I know that you are interested in the issue of adult social
care. Why do you think this is such an important matter?
I’m getting on a bit
now myself, and have become involved with the Older Peoples Forum in the
borough, and seen and talked to folks and their carers who are going to lose
out drastically with the cuts to day centres and much more. But as well as that
I have a background in having been a director of social services in Hackney in
the 1980s which I left when I could do no more to stave off Thatcher’s cutbacks
to welfare, and I have long been concerned with the political economy of social
care. We could turn round the discourse about welfare and social care, for
instance, if people learned that well over £30 billion is contributed to the English economy every year through the
employment, interactions and induced effects of adult social care taking place.
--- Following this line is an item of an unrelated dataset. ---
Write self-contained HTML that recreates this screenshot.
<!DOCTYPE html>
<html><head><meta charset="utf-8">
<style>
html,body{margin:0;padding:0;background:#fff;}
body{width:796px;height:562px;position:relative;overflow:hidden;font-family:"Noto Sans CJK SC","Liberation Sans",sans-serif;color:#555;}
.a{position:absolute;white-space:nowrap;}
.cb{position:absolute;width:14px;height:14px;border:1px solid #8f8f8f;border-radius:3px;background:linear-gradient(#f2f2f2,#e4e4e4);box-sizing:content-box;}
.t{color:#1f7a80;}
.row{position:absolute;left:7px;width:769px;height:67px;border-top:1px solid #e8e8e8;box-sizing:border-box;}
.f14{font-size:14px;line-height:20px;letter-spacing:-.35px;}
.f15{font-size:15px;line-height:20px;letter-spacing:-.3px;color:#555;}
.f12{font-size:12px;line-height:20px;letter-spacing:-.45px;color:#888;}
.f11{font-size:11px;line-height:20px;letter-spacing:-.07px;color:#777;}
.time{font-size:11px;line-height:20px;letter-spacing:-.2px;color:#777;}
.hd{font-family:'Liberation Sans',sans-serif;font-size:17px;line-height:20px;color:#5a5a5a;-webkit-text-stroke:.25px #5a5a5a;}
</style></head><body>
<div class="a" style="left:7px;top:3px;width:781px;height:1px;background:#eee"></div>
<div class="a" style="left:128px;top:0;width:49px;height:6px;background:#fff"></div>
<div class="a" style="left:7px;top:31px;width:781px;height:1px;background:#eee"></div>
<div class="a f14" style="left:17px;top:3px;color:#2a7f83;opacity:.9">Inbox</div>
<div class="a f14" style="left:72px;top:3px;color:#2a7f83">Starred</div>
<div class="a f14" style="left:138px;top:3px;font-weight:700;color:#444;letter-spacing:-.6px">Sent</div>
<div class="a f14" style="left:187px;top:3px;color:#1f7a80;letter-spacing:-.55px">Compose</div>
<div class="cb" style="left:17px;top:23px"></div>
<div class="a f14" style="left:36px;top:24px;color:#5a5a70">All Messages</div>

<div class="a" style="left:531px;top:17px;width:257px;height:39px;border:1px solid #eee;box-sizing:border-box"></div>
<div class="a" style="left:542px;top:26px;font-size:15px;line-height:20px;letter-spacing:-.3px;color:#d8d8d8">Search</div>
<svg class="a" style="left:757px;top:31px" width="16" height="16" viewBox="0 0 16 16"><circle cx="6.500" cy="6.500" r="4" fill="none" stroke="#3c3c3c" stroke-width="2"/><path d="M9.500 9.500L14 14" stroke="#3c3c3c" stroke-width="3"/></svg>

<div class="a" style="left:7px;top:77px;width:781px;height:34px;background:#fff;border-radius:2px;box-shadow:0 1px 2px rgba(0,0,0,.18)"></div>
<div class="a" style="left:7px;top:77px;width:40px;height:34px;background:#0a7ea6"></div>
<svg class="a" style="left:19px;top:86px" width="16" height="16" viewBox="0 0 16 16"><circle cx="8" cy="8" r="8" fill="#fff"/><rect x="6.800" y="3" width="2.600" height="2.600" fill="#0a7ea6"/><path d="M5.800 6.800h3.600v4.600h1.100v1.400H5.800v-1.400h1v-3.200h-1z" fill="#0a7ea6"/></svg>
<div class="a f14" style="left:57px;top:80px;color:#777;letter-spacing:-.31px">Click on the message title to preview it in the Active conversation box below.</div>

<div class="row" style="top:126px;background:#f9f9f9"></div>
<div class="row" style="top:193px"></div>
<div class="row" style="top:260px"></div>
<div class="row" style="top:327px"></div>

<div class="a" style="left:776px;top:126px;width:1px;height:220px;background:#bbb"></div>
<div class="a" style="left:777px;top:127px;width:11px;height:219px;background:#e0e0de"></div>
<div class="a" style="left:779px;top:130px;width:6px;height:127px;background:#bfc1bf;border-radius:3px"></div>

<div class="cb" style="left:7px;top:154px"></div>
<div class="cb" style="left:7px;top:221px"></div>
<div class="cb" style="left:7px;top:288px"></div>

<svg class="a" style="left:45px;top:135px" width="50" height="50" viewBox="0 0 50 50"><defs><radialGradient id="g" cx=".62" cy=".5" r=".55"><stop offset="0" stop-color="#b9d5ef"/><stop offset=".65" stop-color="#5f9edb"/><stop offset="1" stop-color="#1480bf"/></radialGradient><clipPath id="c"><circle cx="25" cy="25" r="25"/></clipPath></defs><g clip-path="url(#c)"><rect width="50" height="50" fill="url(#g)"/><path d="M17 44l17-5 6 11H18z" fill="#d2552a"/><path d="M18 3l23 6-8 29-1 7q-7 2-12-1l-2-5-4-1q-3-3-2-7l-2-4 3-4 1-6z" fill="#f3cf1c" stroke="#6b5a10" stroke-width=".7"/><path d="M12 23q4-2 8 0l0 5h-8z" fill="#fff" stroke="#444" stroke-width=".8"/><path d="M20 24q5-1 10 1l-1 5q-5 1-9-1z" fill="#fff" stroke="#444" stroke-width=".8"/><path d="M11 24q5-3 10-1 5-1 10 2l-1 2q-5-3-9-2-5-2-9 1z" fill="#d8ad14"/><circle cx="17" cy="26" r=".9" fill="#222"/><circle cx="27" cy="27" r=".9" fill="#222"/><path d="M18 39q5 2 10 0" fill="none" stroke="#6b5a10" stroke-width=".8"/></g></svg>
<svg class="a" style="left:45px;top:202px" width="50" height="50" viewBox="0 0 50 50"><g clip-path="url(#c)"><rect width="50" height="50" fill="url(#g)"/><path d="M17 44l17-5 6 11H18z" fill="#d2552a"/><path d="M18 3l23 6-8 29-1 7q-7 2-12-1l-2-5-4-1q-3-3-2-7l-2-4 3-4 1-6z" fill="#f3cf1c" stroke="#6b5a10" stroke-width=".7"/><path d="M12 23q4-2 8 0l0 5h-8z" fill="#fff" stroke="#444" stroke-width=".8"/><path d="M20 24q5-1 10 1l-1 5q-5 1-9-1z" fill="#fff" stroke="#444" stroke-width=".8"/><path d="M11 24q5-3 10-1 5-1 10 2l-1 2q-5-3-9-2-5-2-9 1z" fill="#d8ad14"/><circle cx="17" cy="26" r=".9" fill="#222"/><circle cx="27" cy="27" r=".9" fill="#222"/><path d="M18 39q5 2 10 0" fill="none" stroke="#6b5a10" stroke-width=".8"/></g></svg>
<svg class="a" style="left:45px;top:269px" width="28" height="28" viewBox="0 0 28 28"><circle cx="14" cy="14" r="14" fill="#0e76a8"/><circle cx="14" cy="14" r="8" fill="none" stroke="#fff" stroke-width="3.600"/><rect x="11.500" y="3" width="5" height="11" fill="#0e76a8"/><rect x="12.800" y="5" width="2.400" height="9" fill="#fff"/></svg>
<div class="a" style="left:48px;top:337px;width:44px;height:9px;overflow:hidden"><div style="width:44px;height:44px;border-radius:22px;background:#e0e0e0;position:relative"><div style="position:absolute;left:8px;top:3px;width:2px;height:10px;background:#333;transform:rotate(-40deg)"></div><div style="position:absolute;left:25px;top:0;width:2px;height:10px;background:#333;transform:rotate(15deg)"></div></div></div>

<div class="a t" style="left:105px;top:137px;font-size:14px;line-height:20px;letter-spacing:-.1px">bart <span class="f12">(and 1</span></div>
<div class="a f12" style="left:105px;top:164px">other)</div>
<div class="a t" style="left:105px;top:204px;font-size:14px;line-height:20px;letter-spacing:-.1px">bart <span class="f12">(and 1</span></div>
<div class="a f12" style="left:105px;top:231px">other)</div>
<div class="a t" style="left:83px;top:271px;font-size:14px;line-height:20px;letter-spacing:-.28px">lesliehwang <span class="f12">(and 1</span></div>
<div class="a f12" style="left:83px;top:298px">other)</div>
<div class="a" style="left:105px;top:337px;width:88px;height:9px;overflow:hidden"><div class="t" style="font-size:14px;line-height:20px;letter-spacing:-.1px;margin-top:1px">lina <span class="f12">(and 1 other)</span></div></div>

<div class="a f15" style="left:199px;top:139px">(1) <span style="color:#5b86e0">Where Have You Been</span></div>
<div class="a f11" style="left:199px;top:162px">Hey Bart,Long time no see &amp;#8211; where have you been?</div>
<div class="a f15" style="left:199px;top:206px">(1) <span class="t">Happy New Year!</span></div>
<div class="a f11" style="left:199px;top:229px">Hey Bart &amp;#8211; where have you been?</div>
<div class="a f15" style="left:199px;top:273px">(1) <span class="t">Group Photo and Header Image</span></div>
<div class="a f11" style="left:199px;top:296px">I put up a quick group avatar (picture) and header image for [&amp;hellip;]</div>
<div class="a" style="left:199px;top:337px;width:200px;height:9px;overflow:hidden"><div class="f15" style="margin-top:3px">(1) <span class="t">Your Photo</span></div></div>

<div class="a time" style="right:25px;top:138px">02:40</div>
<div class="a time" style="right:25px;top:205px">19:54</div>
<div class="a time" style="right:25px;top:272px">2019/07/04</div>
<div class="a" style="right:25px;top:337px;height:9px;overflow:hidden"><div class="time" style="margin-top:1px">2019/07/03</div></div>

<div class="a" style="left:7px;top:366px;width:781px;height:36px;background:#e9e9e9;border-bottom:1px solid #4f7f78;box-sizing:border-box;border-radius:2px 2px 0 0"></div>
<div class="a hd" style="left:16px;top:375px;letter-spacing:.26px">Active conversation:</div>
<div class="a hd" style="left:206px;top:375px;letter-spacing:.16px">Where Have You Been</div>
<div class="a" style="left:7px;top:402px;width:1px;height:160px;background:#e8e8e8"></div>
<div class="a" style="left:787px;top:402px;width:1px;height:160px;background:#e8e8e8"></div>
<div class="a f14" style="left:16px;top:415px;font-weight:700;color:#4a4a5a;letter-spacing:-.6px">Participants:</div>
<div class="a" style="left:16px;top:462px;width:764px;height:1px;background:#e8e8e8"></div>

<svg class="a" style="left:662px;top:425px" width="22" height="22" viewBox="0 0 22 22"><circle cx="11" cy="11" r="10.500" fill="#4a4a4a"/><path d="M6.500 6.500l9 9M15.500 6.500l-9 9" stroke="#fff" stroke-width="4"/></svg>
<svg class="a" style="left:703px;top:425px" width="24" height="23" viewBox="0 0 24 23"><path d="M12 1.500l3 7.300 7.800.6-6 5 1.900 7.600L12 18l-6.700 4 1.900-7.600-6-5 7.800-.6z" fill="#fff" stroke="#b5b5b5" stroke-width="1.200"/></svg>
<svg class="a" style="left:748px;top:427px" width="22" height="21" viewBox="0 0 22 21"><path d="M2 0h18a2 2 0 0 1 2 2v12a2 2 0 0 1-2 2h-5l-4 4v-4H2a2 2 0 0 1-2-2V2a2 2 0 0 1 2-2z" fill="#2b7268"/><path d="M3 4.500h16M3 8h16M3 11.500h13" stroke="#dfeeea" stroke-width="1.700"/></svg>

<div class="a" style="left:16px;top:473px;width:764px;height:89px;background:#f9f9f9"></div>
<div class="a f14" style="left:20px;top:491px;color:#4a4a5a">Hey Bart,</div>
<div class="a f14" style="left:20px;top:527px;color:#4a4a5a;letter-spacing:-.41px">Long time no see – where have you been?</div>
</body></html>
Yet it’s talked about in media and elsewhere as unaffordable!
There appears to be new Left emerging in Europe, as a
reaction to governments’ austerity policies, Syriza in Greece and Podemos in
Spain at the forefront. Can the Green party here in the UK be part of this
trend?
Yes I undoubtedly
think the Green Party can be part of the emerging European left and the social
and political movement required to unseat the vested interests of corporate
power and the political establishments which are now so wedded to that power
that they are incapable of seeing any alternative.
If elected to Parliament, would you vote for a Labour
austerity budget?
I could never vote for
a continuation of austerity and a Labour budget which went down that road.
Public investment must come first and deficits dealt with in relation to that.
So let’s have a budget for the common good.